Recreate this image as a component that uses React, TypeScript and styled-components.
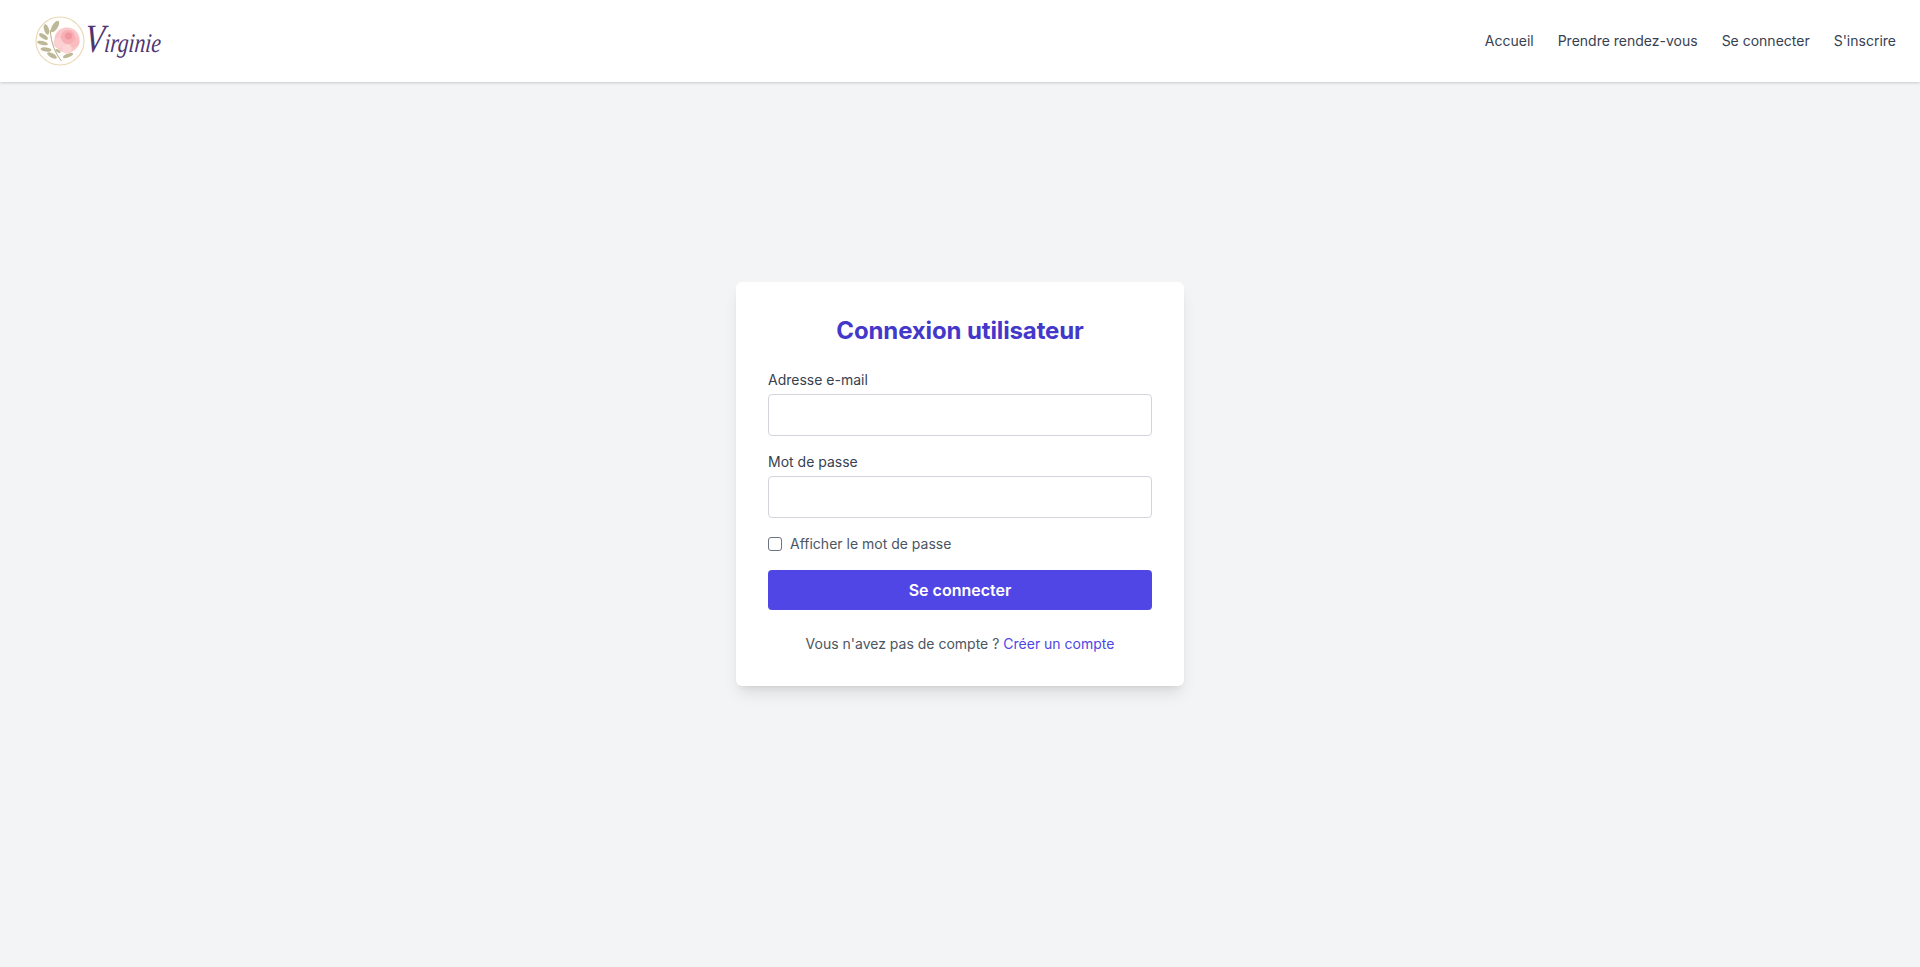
import styled, { createGlobalStyle } from "styled-components";

const GlobalStyle = createGlobalStyle`
    html, body {
        margin: 0;
        padding: 0;
        background-color: #f3f4f6;
        font-family: "Inter", "Liberation Sans", sans-serif;
    }
    * {
        box-sizing: border-box;
    }
`;

const Page = styled.div`
    display: flex;
    flex-direction: column;
    height: 967px;
    overflow: hidden;
    background-color: #f3f4f6;
`;

const Header = styled.header`
    display: flex;
    flex: none;
    justify-content: space-between;
    align-items: center;
    height: 82px;
    padding: 0 24px 0 35px;
    background-color: #fff;
    box-shadow: 0 1px 3px rgba(0, 0, 0, 0.14), 0 1px 2px -1px rgba(0, 0, 0, 0.1);
`;

const Logo = styled.a`
    display: flex;
    align-items: center;
    text-decoration: none;
`;

const LogoName = styled.span`
    display: inline-block;
    width: 74px;
    font-family: "Liberation Serif", serif;
    font-size: 27px;
    font-style: italic;
    line-height: 40px;
    color: #4f3570;
    transform: scaleX(0.8) skewX(-6deg);
    transform-origin: left center;
    white-space: nowrap;

    &::first-letter {
        font-size: 40px;
    }
`;

const Nav = styled.nav`
    display: flex;
    gap: 24px;
`;

const NavLink = styled.a`
    font-size: 14px;
    line-height: 20px;
    color: #374151;
    text-decoration: none;
`;

const Main = styled.main`
    display: flex;
    flex: 1;
    justify-content: center;
    padding-top: 200px;
`;

const Card = styled.section`
    width: 448px;
    height: 404px;
    padding: 32px;
    background-color: #fff;
    border-radius: 6px;
    box-shadow: 0 10px 15px -3px rgba(0, 0, 0, 0.1), 0 4px 6px -4px rgba(0, 0, 0, 0.1);
`;

const Title = styled.h1`
    margin: 0 0 24px;
    padding-top: 1px;
    height: 32px;
    font-size: 24px;
    font-weight: 700;
    line-height: 32px;
    letter-spacing: -0.13px;
    text-align: center;
    color: #4338ca;
`;

const Field = styled.div`
    margin-bottom: 16px;
`;

const Label = styled.label`
    display: block;
    margin-bottom: 4px;
    font-size: 14px;
    line-height: 20px;
    color: #374151;
`;

const Input = styled.input`
    display: block;
    width: 100%;
    height: 42px;
    padding: 8px 12px;
    background-color: #fff;
    border: 1px solid #d1d5db;
    border-radius: 4px;
    outline: none;
`;

const CheckRow = styled.label`
    display: flex;
    align-items: center;
    gap: 8px;
    margin-bottom: 16px;
    font-size: 14px;
    line-height: 20px;
    color: #4b5563;
`;

const CheckBox = styled.input`
    flex: none;
    width: 14px;
    height: 14px;
    margin: 0;
    appearance: none;
    background-color: #fff;
    border: 1px solid #6b7280;
    border-radius: 3px;
`;

const Submit = styled.button`
    display: block;
    width: 100%;
    height: 40px;
    padding: 0;
    font-family: inherit;
    font-size: 16px;
    font-weight: 600;
    color: #fff;
    background-color: #4f46e5;
    border: 0;
    border-radius: 4px;
`;

const Footnote = styled.p`
    margin: 24px 0 0;
    font-size: 14px;
    line-height: 20px;
    text-align: center;
    color: #4b5563;
`;

const FootLink = styled.a`
    color: #4f46e5;
    text-decoration: none;
`;

const navItems = ["Accueil", "Prendre rendez-vous", "Se connecter", "S'inscrire"];

const RoseBadge = () => (
    <svg width="50" height="50" viewBox="0 0 50 50" aria-hidden="true">
        <defs>
            <filter id="soft" x="-20%" y="-20%" width="140%" height="140%">
                <feGaussianBlur stdDeviation="0.45" />
            </filter>
        </defs>
        <circle cx="25" cy="25" r="24" fill="#fffefc" stroke="#e8d8b6" strokeWidth="1.1" />
        <path d="M15.3 14 C16 27 20 37 26.5 45" fill="none" stroke="#a9a581" strokeWidth="0.9" />
        <g fill="#bdb998" filter="url(#soft)">
            <ellipse cx="20" cy="10.5" rx="2.8" ry="6.6" transform="rotate(32 20 10.5)" />
            <ellipse cx="11.5" cy="13.5" rx="2.4" ry="5.4" transform="rotate(-18 11.5 13.5)" />
            <ellipse cx="8.5" cy="20.5" rx="5" ry="2.2" transform="rotate(32 8.5 20.5)" />
            <ellipse cx="7.5" cy="27" rx="5.5" ry="2" transform="rotate(14 7.5 27)" />
            <ellipse cx="11" cy="33.5" rx="5.5" ry="2.1" transform="rotate(8 11 33.5)" />
            <ellipse cx="17" cy="39.5" rx="5.4" ry="2.2" transform="rotate(28 17 39.5)" />
            <ellipse cx="33" cy="39.5" rx="5.4" ry="1.9" transform="rotate(-22 33 39.5)" />
            <ellipse cx="23" cy="35" rx="3" ry="1.4" transform="rotate(30 23 35)" />
        </g>
        <g filter="url(#soft)">
            <circle cx="32" cy="24" r="12.6" fill="#fac6c8" />
            <circle cx="24" cy="27" r="5.6" fill="#fbd0d2" />
            <circle cx="39" cy="26" r="5.4" fill="#f9bdc0" />
            <circle cx="32" cy="33" r="4.8" fill="#fcd6d6" />
            <circle cx="33" cy="21" r="7" fill="#f7aeb4" />
            <circle cx="33.5" cy="20" r="3.6" fill="#f2979f" />
        </g>
    </svg>
);

const App = () => {
    return (
        <>
            <GlobalStyle />
            <Page>
                <Header>
                    <Logo href="#">
                        <RoseBadge />
                        <LogoName>Virginie</LogoName>
                    </Logo>
                    <Nav>
                        {navItems.map((item) => (
                            <NavLink href="#" key={item}>
                                {item}
                            </NavLink>
                        ))}
                    </Nav>
                </Header>
                <Main>
                    <Card>
                        <Title>Connexion utilisateur</Title>
                        <Field>
                            <Label htmlFor="email">Adresse e-mail</Label>
                            <Input id="email" type="email" />
                        </Field>
                        <Field>
                            <Label htmlFor="password">Mot de passe</Label>
                            <Input id="password" type="password" />
                        </Field>
                        <CheckRow>
                            <CheckBox type="checkbox" />
                            Afficher le mot de passe
                        </CheckRow>
                        <Submit type="button">Se connecter</Submit>
                        <Footnote>
                            Vous n'avez pas de compte ? <FootLink href="#">Créer un compte</FootLink>
                        </Footnote>
                    </Card>
                </Main>
            </Page>
        </>
    );
};

export default App;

----

:: Exercise description ::
Every line above should be returned exactly; the pictures stay out.

:: Exercise response ::
Recreate this image as a component that uses React, TypeScript and styled-components.
import styled, { createGlobalStyle } from "styled-components";

const GlobalStyle = createGlobalStyle`
    html, body {
        margin: 0;
        padding: 0;
        background-color: #f3f4f6;
        font-family: "Inter", "Liberation Sans", sans-serif;
    }
    * {
        box-sizing: border-box;
    }
`;

const Page = styled.div`
    display: flex;
    flex-direction: column;
    height: 967px;
    overflow: hidden;
    background-color: #f3f4f6;
`;

const Header = styled.header`
    display: flex;
    flex: none;
    justify-content: space-between;
    align-items: center;
    height: 82px;
    padding: 0 24px 0 35px;
    background-color: #fff;
    box-shadow: 0 1px 3px rgba(0, 0, 0, 0.14), 0 1px 2px -1px rgba(0, 0, 0, 0.1);
`;

const Logo = styled.a`
    display: flex;
    align-items: center;
    text-decoration: none;
`;

const LogoName = styled.span`
    display: inline-block;
    width: 74px;
    font-family: "Liberation Serif", serif;
    font-size: 27px;
    font-style: italic;
    line-height: 40px;
    color: #4f3570;
    transform: scaleX(0.8) skewX(-6deg);
    transform-origin: left center;
    white-space: nowrap;

    &::first-letter {
        font-size: 40px;
    }
`;

const Nav = styled.nav`
    display: flex;
    gap: 24px;
`;

const NavLink = styled.a`
    font-size: 14px;
    line-height: 20px;
    color: #374151;
    text-decoration: none;
`;

const Main = styled.main`
    display: flex;
    flex: 1;
    justify-content: center;
    padding-top: 200px;
`;

const Card = styled.section`
    width: 448px;
    height: 404px;
    padding: 32px;
    background-color: #fff;
    border-radius: 6px;
    box-shadow: 0 10px 15px -3px rgba(0, 0, 0, 0.1), 0 4px 6px -4px rgba(0, 0, 0, 0.1);
`;

const Title = styled.h1`
    margin: 0 0 24px;
    padding-top: 1px;
    height: 32px;
    font-size: 24px;
    font-weight: 700;
    line-height: 32px;
    letter-spacing: -0.13px;
    text-align: center;
    color: #4338ca;
`;

const Field = styled.div`
    margin-bottom: 16px;
`;

const Label = styled.label`
    display: block;
    margin-bottom: 4px;
    font-size: 14px;
    line-height: 20px;
    color: #374151;
`;

const Input = styled.input`
    display: block;
    width: 100%;
    height: 42px;
    padding: 8px 12px;
    background-color: #fff;
    border: 1px solid #d1d5db;
    border-radius: 4px;
    outline: none;
`;

const CheckRow = styled.label`
    display: flex;
    align-items: center;
    gap: 8px;
    margin-bottom: 16px;
    font-size: 14px;
    line-height: 20px;
    color: #4b5563;
`;

const CheckBox = styled.input`
    flex: none;
    width: 14px;
    height: 14px;
    margin: 0;
    appearance: none;
    background-color: #fff;
    border: 1px solid #6b7280;
    border-radius: 3px;
`;

const Submit = styled.button`
    display: block;
    width: 100%;
    height: 40px;
    padding: 0;
    font-family: inherit;
    font-size: 16px;
    font-weight: 600;
    color: #fff;
    background-color: #4f46e5;
    border: 0;
    border-radius: 4px;
`;

const Footnote = styled.p`
    margin: 24px 0 0;
    font-size: 14px;
    line-height: 20px;
    text-align: center;
    color: #4b5563;
`;

const FootLink = styled.a`
    color: #4f46e5;
    text-decoration: none;
`;

const navItems = ["Accueil", "Prendre rendez-vous", "Se connecter", "S'inscrire"];

const RoseBadge = () => (
    <svg width="50" height="50" viewBox="0 0 50 50" aria-hidden="true">
        <defs>
            <filter id="soft" x="-20%" y="-20%" width="140%" height="140%">
                <feGaussianBlur stdDeviation="0.45" />
            </filter>
        </defs>
        <circle cx="25" cy="25" r="24" fill="#fffefc" stroke="#e8d8b6" strokeWidth="1.1" />
        <path d="M15.3 14 C16 27 20 37 26.5 45" fill="none" stroke="#a9a581" strokeWidth="0.9" />
        <g fill="#bdb998" filter="url(#soft)">
            <ellipse cx="20" cy="10.5" rx="2.8" ry="6.6" transform="rotate(32 20 10.5)" />
            <ellipse cx="11.5" cy="13.5" rx="2.4" ry="5.4" transform="rotate(-18 11.5 13.5)" />
            <ellipse cx="8.5" cy="20.5" rx="5" ry="2.2" transform="rotate(32 8.5 20.5)" />
            <ellipse cx="7.5" cy="27" rx="5.5" ry="2" transform="rotate(14 7.5 27)" />
            <ellipse cx="11" cy="33.5" rx="5.5" ry="2.1" transform="rotate(8 11 33.5)" />
            <ellipse cx="17" cy="39.5" rx="5.4" ry="2.2" transform="rotate(28 17 39.5)" />
            <ellipse cx="33" cy="39.5" rx="5.4" ry="1.9" transform="rotate(-22 33 39.5)" />
            <ellipse cx="23" cy="35" rx="3" ry="1.4" transform="rotate(30 23 35)" />
        </g>
        <g filter="url(#soft)">
            <circle cx="32" cy="24" r="12.6" fill="#fac6c8" />
            <circle cx="24" cy="27" r="5.6" fill="#fbd0d2" />
            <circle cx="39" cy="26" r="5.4" fill="#f9bdc0" />
            <circle cx="32" cy="33" r="4.8" fill="#fcd6d6" />
            <circle cx="33" cy="21" r="7" fill="#f7aeb4" />
            <circle cx="33.5" cy="20" r="3.6" fill="#f2979f" />
        </g>
    </svg>
);

const App = () => {
    return (
        <>
            <GlobalStyle />
            <Page>
                <Header>
                    <Logo href="#">
                        <RoseBadge />
                        <LogoName>Virginie</LogoName>
                    </Logo>
                    <Nav>
                        {navItems.map((item) => (
                            <NavLink href="#" key={item}>
                                {item}
                            </NavLink>
                        ))}
                    </Nav>
                </Header>
                <Main>
                    <Card>
                        <Title>Connexion utilisateur</Title>
                        <Field>
                            <Label htmlFor="email">Adresse e-mail</Label>
                            <Input id="email" type="email" />
                        </Field>
                        <Field>
                            <Label htmlFor="password">Mot de passe</Label>
                            <Input id="password" type="password" />
                        </Field>
                        <CheckRow>
                            <CheckBox type="checkbox" />
                            Afficher le mot de passe
                        </CheckRow>
                        <Submit type="button">Se connecter</Submit>
                        <Footnote>
                            Vous n'avez pas de compte ? <FootLink href="#">Créer un compte</FootLink>
                        </Footnote>
                    </Card>
                </Main>
            </Page>
        </>
    );
};

export default App;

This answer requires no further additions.